• **EXERCISE**
The line containing "type StopKind = 'gas' | 'parking' | 'food';" marks the end: extract everything from the first line of the data through that line, exactly, with no pictures.

• **GIVEN DATA**

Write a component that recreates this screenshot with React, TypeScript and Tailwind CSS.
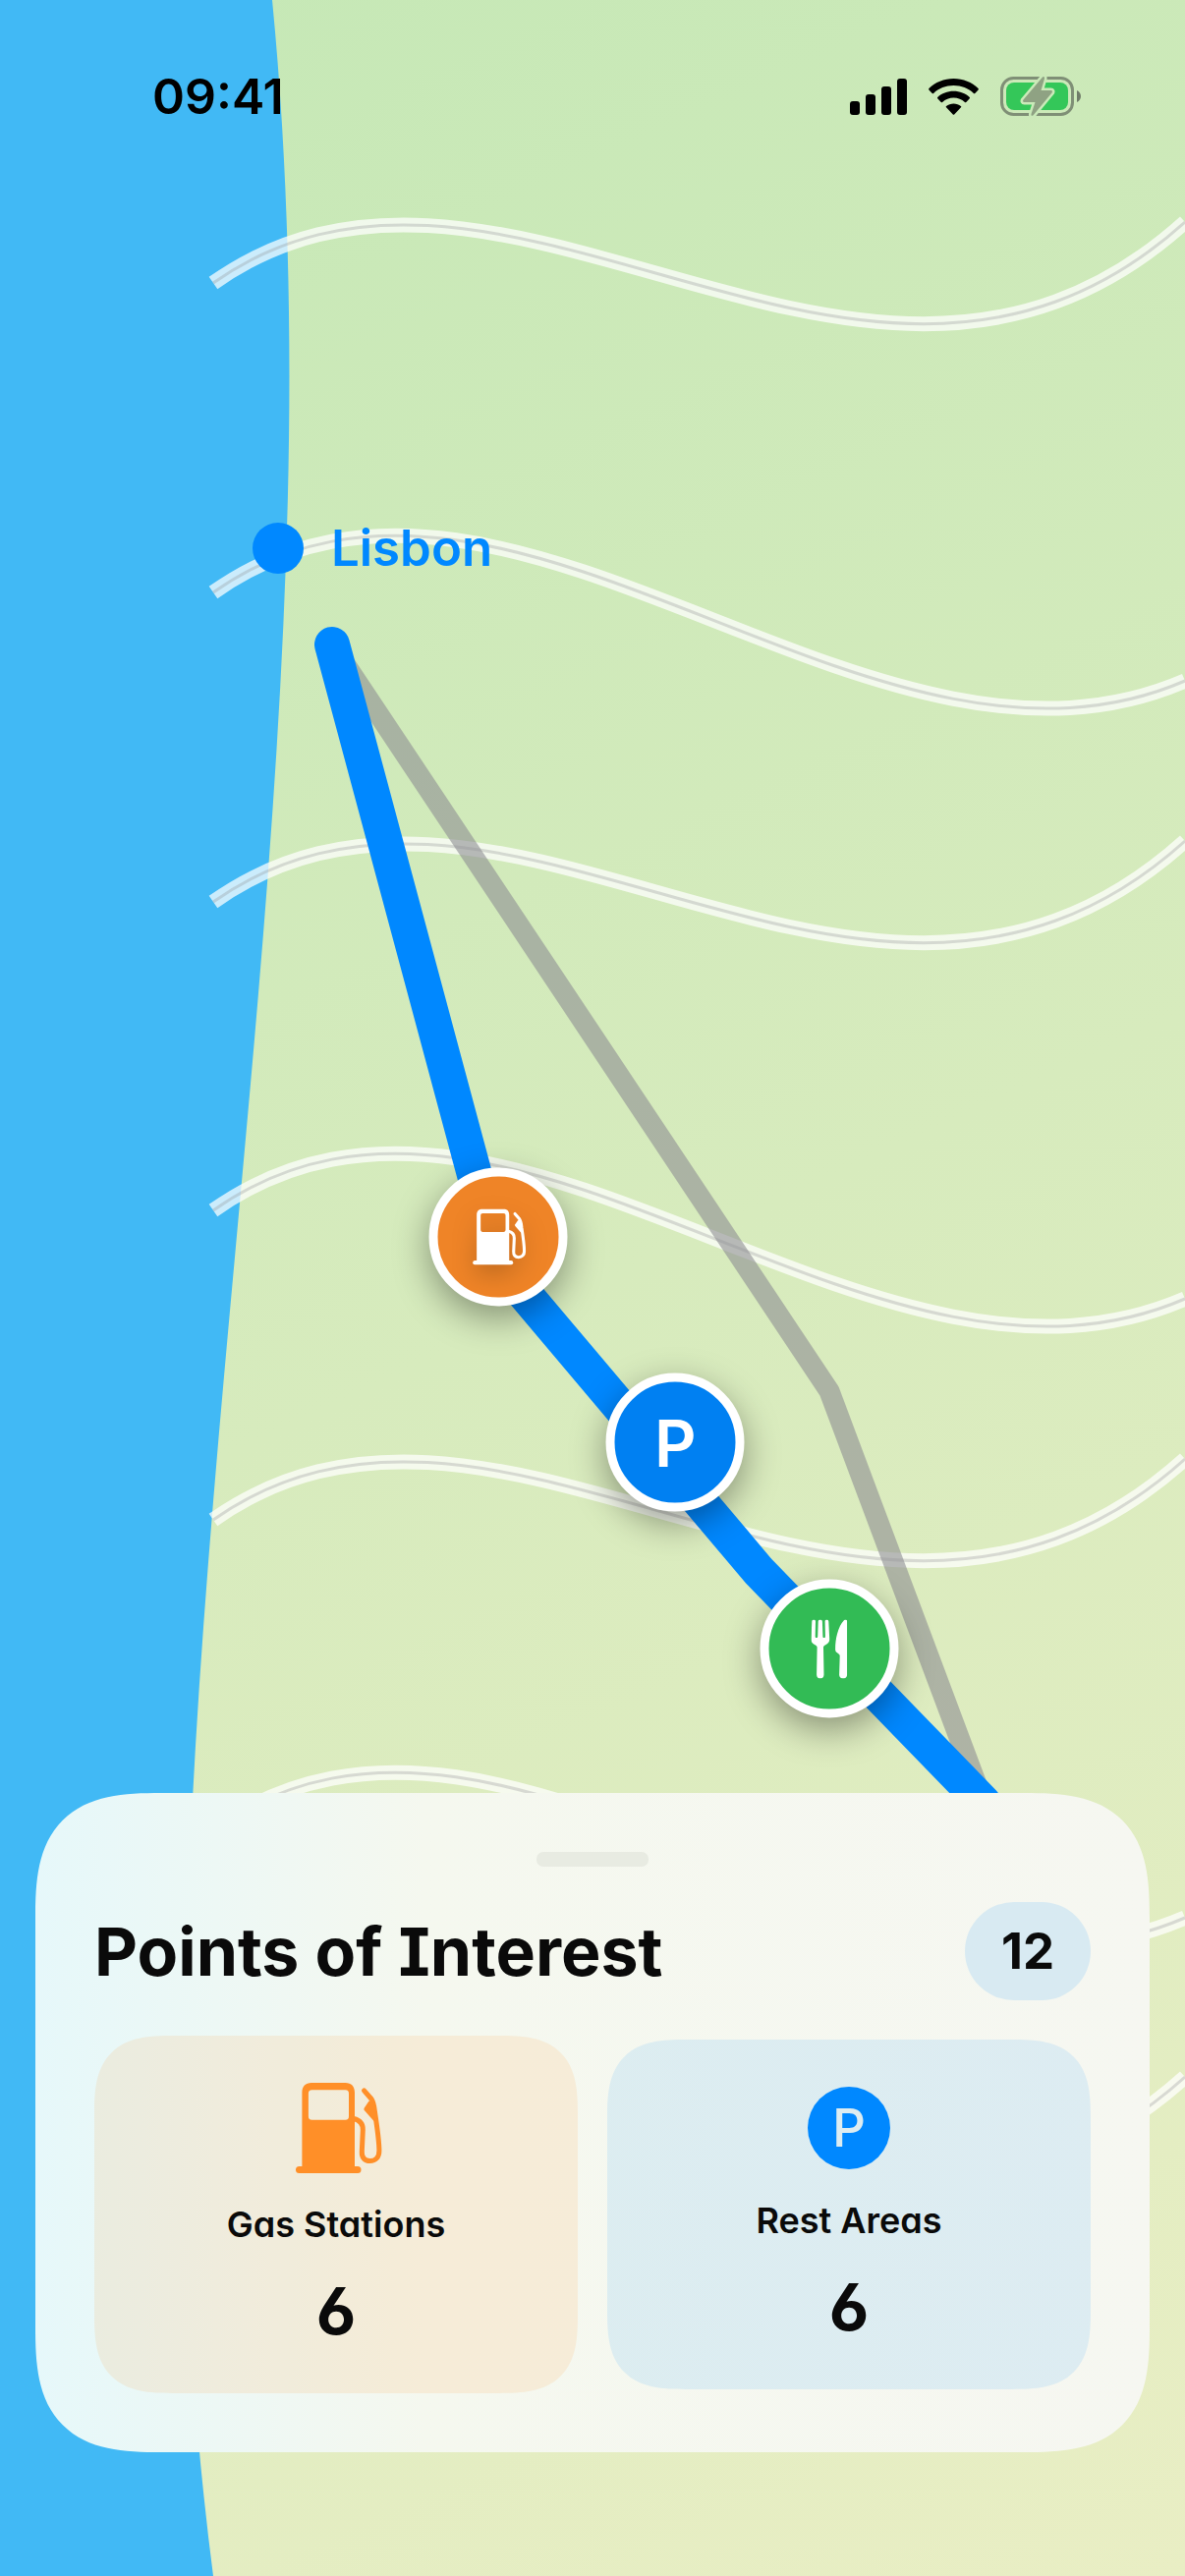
import type { ReactNode } from 'react';
import { clsx } from 'clsx';

const MAP_W = 1206;
const MAP_H = 2622;

// Roads share one curve; every second one ends lower.
const ROADS = [
  { y: 288, rise: -62 },
  { y: 603, rise: 90 },
  { y: 918, rise: -62 },
  { y: 1232, rise: 90 },
  { y: 1547, rise: -62 },
  { y: 1862, rise: 90 },
  { y: 2176, rise: -62 },
];

type StopKind = 'gas' | 'parking' | 'food';

const STOPS: { kind: StopKind; label: string; place: string; fill: string }[] = [
  { kind: 'gas', label: 'Gas station', place: 'left-[42%] top-[48%]', fill: 'bg-[#ef8427]' },
  { kind: 'parking', label: 'Rest area', place: 'left-[57%] top-[56%]', fill: 'bg-[#0080f2]' },
  { kind: 'food', label: 'Restaurant', place: 'left-[70%] top-[64%]', fill: 'bg-[#32bb55]' },
];

export default function App() {
  return (
    <main className="relative flex min-h-screen flex-col overflow-hidden bg-[#d5ebbc] font-['Inter','Liberation_Sans',sans-serif] text-[#0a0a0a] [font-feature-settings:'cv03','cv08','cv11']">
      <RouteMap />
      <StatusBar />
      <PointsOfInterest />
    </main>
  );
}

function RouteMap() {
  return (
    <div className="absolute inset-0">
      <svg
        viewBox={`0 0 ${MAP_W} ${MAP_H}`}
        preserveAspectRatio="none"
        className="block h-full w-full"
        fill="none"
        aria-hidden="true"
      >
        <defs>
          <linearGradient id="land" gradientUnits="userSpaceOnUse" x1="0" y1="0" x2="1206" y2="2622">
            <stop offset="0" stopColor="#c5e8b6" />
            <stop offset="1" stopColor="#e9eec4" />
          </linearGradient>
        </defs>
        <rect width={MAP_W} height={MAP_H} fill="url(#land)" />
        <path d="M0 0H277C362 874 103 1748 217 2622H0Z" fill="#41b9f5" />

        {ROADS.map((road) => {
          const d = `M217 ${road.y}C515 ${road.y - 210} 882 ${road.y + 230} 1206 ${road.y + road.rise}`;
          return (
            <g key={road.y}>
              <path d={d} stroke="#fff" strokeOpacity="0.73" strokeWidth="15" />
              <path d={d} stroke="#8e8e93" strokeOpacity="0.3" strokeWidth="3" />
            </g>
          );
        })}

        <path d="M338 656L844 1416L1001 1835" stroke="#8e8e93" strokeOpacity="0.6" strokeWidth="21" strokeLinejoin="round" />
        <path
          d="M338 656L507 1285L772 1599L1001 1835"
          stroke="#0088ff"
          strokeWidth="36"
          strokeLinecap="round"
          strokeLinejoin="round"
        />
      </svg>

      <div className="absolute left-[21.3%] top-[21.3%] flex -translate-y-1/2 items-center gap-7 text-[#0088ff]">
        <span className="size-[52px] rounded-full bg-[#0088ff]" />
        <span className="text-[51px] leading-[64px] font-semibold">Lisbon</span>
      </div>

      {STOPS.map((stop) => (
        <div
          key={stop.kind}
          role="img"
          aria-label={stop.label}
          className={clsx(
            'absolute flex size-[141px] -translate-x-1/2 -translate-y-1/2 items-center justify-center rounded-full border-9 border-white text-white shadow-[0_12px_36px_rgba(0,0,0,0.38)]',
            stop.place,
            stop.fill
          )}
        >
          <StopGlyph kind={stop.kind} />
        </div>
      ))}
    </div>
  );
}

function StopGlyph({ kind }: { kind: StopKind }) {
  if (kind === 'gas') return <FuelIcon className="h-[57px] w-[58px] drop-shadow-[0_10px_12px_rgba(0,0,0,0.2)]" />;
  if (kind === 'food') return <ForkKnifeIcon className="h-[60px] w-[37px]" />;
  return <span className="text-[66px] leading-none font-semibold">P</span>;
}

function StatusBar() {
  return (
    <header className="relative flex items-center justify-between pt-[66px] pr-[106px] pl-[155px] text-black">
      <time className="text-[50px] leading-[64px] font-semibold [font-feature-settings:normal]">09:41</time>
      <div className="flex items-center gap-[22px]">
        <svg viewBox="0 0 58 37" className="h-[37px] w-[58px]" fill="currentColor" aria-label="Signal">
          <rect y="23" width="10" height="14" rx="3" />
          <rect x="16" y="16" width="10" height="21" rx="3" />
          <rect x="32" y="8" width="10" height="29" rx="3" />
          <rect x="48" width="10" height="37" rx="3" />
        </svg>
        <svg viewBox="0 0 51 37" className="h-[37px] w-[51px]" fill="currentColor" aria-label="Wi-Fi">
          <path d="M25.500 0C35.300 0 44.200 3.800 50.600 9.900C51 10.300 51 11 50.600 11.400L47.300 14.900C46.900 15.300 46.300 15.300 45.900 14.900C40.600 10 33.400 7.100 25.500 7.100C17.600 7.100 10.400 10 5.100 14.900C4.700 15.300 4.100 15.300 3.700 14.900L.4 11.400C0 11 0 10.300 .4 9.900C6.800 3.800 15.700 0 25.500 0Z" />
          <path d="M25.500 12.700C31.800 12.700 37.600 15 41.800 18.900C42.200 19.300 42.200 19.900 41.800 20.300L38.300 23.900C37.900 24.300 37.300 24.300 36.900 23.900C33.900 21.200 29.900 19.600 25.500 19.600C21.100 19.600 17.100 21.200 14.100 23.900C13.700 24.300 13.100 24.300 12.700 23.900L9.200 20.300C8.800 19.900 8.800 19.300 9.200 18.900C13.400 15 19.200 12.700 25.500 12.700Z" />
          <path d="M25.500 25.400C28.300 25.400 30.900 26.300 32.900 27.900C33.400 28.300 33.400 28.900 33 29.300L26.200 36.500C25.800 36.900 25.200 36.900 24.800 36.500L18 29.300C17.600 28.900 17.600 28.300 18.100 27.900C20.100 26.300 22.700 25.400 25.500 25.400Z" />
        </svg>
        <BatteryIcon />
      </div>
    </header>
  );
}

function BatteryIcon() {
  const bolt = 'M43 1.500L23.500 24.500C22.500 26 23 27 24.500 27L35.500 27L31.500 39C31.200 41 32.500 41.500 33.800 40L52.500 17.500C53.500 16 53 15 51.500 15L41.500 15L45 3C45.300 1 44 .3 43 1.500Z';
  return (
    <svg viewBox="0 0 82 42" className="h-[42px] w-[82px]" aria-label="Battery charging">
      <rect x="1.500" y="2.500" width="72" height="37" rx="12" fill="none" stroke="#7f8f76" strokeWidth="3" />
      <path d="M78 15C80.500 16 82 18.500 82 21C82 23.500 80.500 26 78 27Z" fill="#6f7c68" />
      <rect x="6" y="7" width="63" height="28" rx="8" fill="#34c759" />
      <path d={bolt} fill="#8fa283" stroke="#caeab9" strokeWidth="5" paintOrder="stroke" strokeLinejoin="round" />
    </svg>
  );
}

function PointsOfInterest() {
  return (
    <section className="relative mx-9 mt-auto mb-[126px] rounded-[128px] bg-linear-to-r from-[#e6f8fa] via-[#f5f8ef] via-35% to-[#f6f7f1] p-[60px] [corner-shape:superellipse(1.5)]">
      <div className="mx-auto h-[15px] w-[114px] rounded-[7px] bg-[#e8ebe2]" />

      <div className="mt-9 flex items-center justify-between">
        <h1 className="text-[68px] leading-[83px] font-bold">Points of Interest</h1>
        <span className="flex h-[100px] w-32 items-center justify-center rounded-full bg-[#d8eaf2] text-[51px] leading-[64px] font-bold">
          12
        </span>
      </div>

      <div className="mt-9 grid grid-cols-2 items-center gap-[30px]">
        <PoiCard label="Gas Stations" count={6} tint="bg-[#ff9f30]/12">
          <FuelIcon className="h-[92px] w-[94px] text-[#ff8f28]" />
        </PoiCard>
        <PoiCard label="Rest Areas" count={6} tint="bg-[#0095ff]/10">
          <span
            aria-hidden="true"
            className="flex size-[84px] items-center justify-center rounded-full bg-[#0088ff] text-[53px] leading-none font-medium text-[#ddecf1]"
          >
            P
          </span>
        </PoiCard>
      </div>
    </section>
  );
}

function PoiCard(props: { label: string; count: number; tint: string; children: ReactNode }) {
  const { label, count, tint, children } = props;

  return (
    <div
      className={clsx(
        'flex flex-col items-center rounded-[80px] pt-12 pb-[42px] [corner-shape:superellipse(1.5)]',
        tint
      )}
    >
      {children}
      <div className="mt-[30px] text-[36px] leading-[45px] font-semibold">{label}</div>
      <div className="mt-6 text-[66px] leading-[83px] font-bold">{count}</div>
    </div>
  );
}

function FuelIcon({ className }: { className?: string }) {
  return (
    <svg viewBox="-6 0 94 92" className={className} fill="currentColor" aria-hidden="true">
      <path
        fillRule="evenodd"
        d="M6.400 86V10C6.400 3.500 10 0 16 0H50.500C56.500 0 60 3.500 60 10V86ZM16.500 7.300C14 7.300 12.900 8.500 12.900 11V34C12.900 36.500 14 37.700 16.500 37.700H50.500C53 37.700 54 36.500 54 34V11C54 8.500 53 7.300 50.500 7.300Z"
      />
      <rect y="85" width="66.500" height="7" rx="3.500" />
      <path
        d="M59 36.500C65 38 68.500 42 68.300 48L67.300 70C67 76 70 79.500 75.500 79.500C81 79.500 85 76 84.900 69C84.800 58 82.500 43 80.500 30C79.800 24 79.500 20 77 16.500L69.500 7.800"
        fill="none"
        stroke="currentColor"
        strokeWidth="5"
        strokeLinecap="round"
        strokeLinejoin="round"
      />
      <path d="M74.500 18.500L69.800 25.500C69.200 26.600 69.300 27.500 70 28.300L79.500 39L82.500 36L80.500 20Z" />
    </svg>
  );
}

function ForkKnifeIcon({ className }: { className?: string }) {
  return (
    <svg viewBox="0 0 37 60" className={className} fill="currentColor" aria-hidden="true">
      <path d="M.8 2C.9 .7 1.600 0 2.700 0C3.900 0 4.500 .8 4.500 2L4.200 17C4.200 18 4.600 18.500 5.400 18.500C6.200 18.500 6.700 18 6.700 17L7.200 2C7.300 .7 8.100 0 9.300 0C10.500 0 11.300 .7 11.400 2L11.900 17C11.900 18 12.400 18.500 13.200 18.500C14 18.500 14.400 18 14.400 17L14.100 2C14.100 .8 14.700 0 15.900 0C17 0 17.700 .7 17.800 2L18.700 19.500C18.900 22.500 17.500 24 15.500 25.200L13.800 26.200C12.900 26.800 12.500 27.300 12.500 28.300L13 56C13 58.500 11.500 60 9.300 60C7.100 60 5.600 58.500 5.600 56L6.100 28.300C6.100 27.300 5.700 26.800 4.800 26.200L3.100 25.200C1.100 24 -.3 22.500 0 19.500Z" />
      <path d="M28.600 56.300L29.200 37C29.200 36 28.900 35.500 28.100 34.900L26.200 33.600C25 32.700 24.600 31.700 24.600 30C24.600 19 27.500 7.500 33 1.200C33.700 .4 34.300 0 35 0C36 0 36.600 .7 36.600 1.800V56.300C36.600 58.600 34.900 60 32.600 60C30.300 60 28.600 58.600 28.600 56.300Z" />
    </svg>
  );
}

• **REPLY TO THE TASK**
Write a component that recreates this screenshot with React, TypeScript and Tailwind CSS.
import type { ReactNode } from 'react';
import { clsx } from 'clsx';

const MAP_W = 1206;
const MAP_H = 2622;

// Roads share one curve; every second one ends lower.
const ROADS = [
  { y: 288, rise: -62 },
  { y: 603, rise: 90 },
  { y: 918, rise: -62 },
  { y: 1232, rise: 90 },
  { y: 1547, rise: -62 },
  { y: 1862, rise: 90 },
  { y: 2176, rise: -62 },
];

type StopKind = 'gas' | 'parking' | 'food';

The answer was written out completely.